Disquieting
Today’s videotape from Al Qaeda may be something more than business as usual, not because the spokesman is Adam Gadahn, AKA Azzam the American, but because the message contains a formal invitation to convert or submit: “We invite all Americans and believers to Islam, whatever their role and status in Bush and Blair’s world order. Decide today, because today could be your last day.”
I happen to be reading Wahhabi Islam by Natana J. Delong-Bas and found a footnote that informs me that not only Muhammad Ibn Abd al-Wahhab, eponymous founder of the school of Islam dominant in Saudi Arabia, but a consensus of Islamic scholars insist that the enemy must be summoned to Islam before the initiation of war. In this context, the Gadahn statement strikes me as just the kind of formal nicety that zealots somehow think will have the same meaning for non-believers as it does for them.
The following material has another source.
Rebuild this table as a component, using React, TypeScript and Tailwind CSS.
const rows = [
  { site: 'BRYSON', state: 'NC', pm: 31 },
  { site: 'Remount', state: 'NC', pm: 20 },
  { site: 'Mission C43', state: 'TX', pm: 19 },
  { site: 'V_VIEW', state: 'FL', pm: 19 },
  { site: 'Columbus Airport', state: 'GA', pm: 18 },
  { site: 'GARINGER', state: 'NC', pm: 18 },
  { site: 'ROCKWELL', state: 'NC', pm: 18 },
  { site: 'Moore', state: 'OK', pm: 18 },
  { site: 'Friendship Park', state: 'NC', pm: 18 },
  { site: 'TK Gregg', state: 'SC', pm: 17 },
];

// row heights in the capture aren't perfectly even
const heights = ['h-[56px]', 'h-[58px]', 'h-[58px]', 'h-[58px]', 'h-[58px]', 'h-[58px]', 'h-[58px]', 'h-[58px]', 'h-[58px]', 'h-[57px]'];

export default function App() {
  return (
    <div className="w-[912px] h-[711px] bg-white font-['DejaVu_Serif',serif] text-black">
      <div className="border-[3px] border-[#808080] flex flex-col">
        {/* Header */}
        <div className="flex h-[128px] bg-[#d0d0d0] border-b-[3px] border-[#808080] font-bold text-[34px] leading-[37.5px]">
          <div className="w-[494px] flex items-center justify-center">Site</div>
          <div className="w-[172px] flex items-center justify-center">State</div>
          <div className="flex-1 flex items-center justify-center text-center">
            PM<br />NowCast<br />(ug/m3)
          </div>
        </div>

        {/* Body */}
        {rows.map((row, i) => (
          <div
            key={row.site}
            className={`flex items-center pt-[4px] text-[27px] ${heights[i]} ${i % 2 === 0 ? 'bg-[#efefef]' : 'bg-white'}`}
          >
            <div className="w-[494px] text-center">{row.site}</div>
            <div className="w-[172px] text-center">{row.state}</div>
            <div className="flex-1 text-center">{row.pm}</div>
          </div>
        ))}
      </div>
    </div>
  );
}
Since it is now September and two obvious days for an attack are approaching, Labor Day and 9/11, I’m waiting with some trepidation for what happens next.
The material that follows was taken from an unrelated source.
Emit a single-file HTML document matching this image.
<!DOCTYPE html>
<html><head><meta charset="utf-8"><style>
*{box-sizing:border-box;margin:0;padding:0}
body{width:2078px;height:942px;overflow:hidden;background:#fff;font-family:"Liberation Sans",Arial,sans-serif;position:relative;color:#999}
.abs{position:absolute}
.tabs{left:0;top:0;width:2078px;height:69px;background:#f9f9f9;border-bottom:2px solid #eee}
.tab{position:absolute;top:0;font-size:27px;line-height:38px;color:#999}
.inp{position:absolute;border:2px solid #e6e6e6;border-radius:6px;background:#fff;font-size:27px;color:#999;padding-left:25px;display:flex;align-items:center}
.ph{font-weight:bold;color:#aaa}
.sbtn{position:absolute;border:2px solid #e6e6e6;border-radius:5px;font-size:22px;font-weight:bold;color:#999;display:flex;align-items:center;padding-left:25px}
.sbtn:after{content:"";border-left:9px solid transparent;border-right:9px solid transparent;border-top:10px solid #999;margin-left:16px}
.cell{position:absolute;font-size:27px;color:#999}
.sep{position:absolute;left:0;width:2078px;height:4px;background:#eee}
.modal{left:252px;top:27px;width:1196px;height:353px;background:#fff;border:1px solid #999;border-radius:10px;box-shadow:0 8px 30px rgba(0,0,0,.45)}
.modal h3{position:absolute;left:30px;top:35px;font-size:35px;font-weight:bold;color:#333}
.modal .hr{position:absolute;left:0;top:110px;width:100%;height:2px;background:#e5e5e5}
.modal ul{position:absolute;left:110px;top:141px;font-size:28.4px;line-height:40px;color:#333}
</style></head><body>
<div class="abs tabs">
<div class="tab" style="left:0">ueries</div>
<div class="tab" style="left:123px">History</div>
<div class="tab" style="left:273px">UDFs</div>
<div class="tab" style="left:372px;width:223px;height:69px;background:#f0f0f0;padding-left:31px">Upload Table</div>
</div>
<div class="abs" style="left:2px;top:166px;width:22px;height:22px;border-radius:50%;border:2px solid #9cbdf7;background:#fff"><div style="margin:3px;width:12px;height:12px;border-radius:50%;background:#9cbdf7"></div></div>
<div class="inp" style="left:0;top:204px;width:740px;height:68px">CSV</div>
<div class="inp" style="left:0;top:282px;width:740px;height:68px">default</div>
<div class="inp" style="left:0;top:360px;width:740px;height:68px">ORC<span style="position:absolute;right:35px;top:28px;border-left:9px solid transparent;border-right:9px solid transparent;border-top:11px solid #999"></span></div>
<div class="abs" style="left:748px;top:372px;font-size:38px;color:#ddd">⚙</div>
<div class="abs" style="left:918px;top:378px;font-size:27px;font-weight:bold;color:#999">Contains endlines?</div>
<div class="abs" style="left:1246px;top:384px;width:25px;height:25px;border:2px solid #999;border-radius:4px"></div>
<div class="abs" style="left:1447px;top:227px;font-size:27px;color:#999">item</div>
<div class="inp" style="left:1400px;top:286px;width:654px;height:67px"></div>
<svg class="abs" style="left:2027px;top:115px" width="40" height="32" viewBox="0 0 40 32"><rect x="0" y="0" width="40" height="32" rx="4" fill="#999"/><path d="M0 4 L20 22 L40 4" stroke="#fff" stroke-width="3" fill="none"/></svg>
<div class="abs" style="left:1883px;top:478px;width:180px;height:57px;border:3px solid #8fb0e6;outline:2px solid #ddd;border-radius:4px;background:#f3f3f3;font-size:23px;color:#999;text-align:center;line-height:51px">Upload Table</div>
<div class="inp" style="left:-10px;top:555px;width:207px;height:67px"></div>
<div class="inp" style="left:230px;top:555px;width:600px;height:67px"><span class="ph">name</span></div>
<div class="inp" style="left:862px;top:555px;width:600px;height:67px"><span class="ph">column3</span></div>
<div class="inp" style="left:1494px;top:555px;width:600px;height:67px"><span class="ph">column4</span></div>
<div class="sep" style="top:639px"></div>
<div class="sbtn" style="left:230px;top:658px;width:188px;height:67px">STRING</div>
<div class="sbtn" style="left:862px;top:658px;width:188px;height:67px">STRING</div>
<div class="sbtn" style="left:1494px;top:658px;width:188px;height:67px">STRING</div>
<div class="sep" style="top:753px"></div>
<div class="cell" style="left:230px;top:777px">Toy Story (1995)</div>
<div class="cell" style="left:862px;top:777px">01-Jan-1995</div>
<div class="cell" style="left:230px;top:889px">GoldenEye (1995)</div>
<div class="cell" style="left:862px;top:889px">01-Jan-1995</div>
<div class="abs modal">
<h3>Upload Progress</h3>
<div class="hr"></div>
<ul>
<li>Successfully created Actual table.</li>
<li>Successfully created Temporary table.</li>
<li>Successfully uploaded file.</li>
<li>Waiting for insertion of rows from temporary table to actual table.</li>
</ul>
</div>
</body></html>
By the way, just in case the world doesn’t come to an end, let me say a word about Wahhabism because so many people have been influenced by works like Stephen Schwartz’ Two Faces of Islam that trace contemporary militant Islam back to Abd al-Wahhab, a late 18th Century religious leader, even though, as Delong-Bas notes, Wahhab’s uncompromising and rather austere version of Islam does not emphasize holy war on the infidels for the unsurprising reason that the Arabia of his day wasn’t threatened by non-Muslim outsiders. Wahhabism in its later incarnations may have become identified with more fire-breathing versions of the faith—the ferocious Islam of medieval Ibn Taymiyya and the modern Siyyid Qutb, both of whom were responding to external threats—but the original movement was rather like one of the Protestant Great Awakenings, a movement of internal reform, not a call for aggressive war. That doesn’t mean that Wahhabism, even in its early form, wasn’t rather alarming. It was. It just wasn’t more alarming than the contemporary competition and, more to the point, Wahhab’s opinions don’t have very much to do with what people do in his name in 2006. As I never tire of repeating, religions don’t have any bones. They can become anything.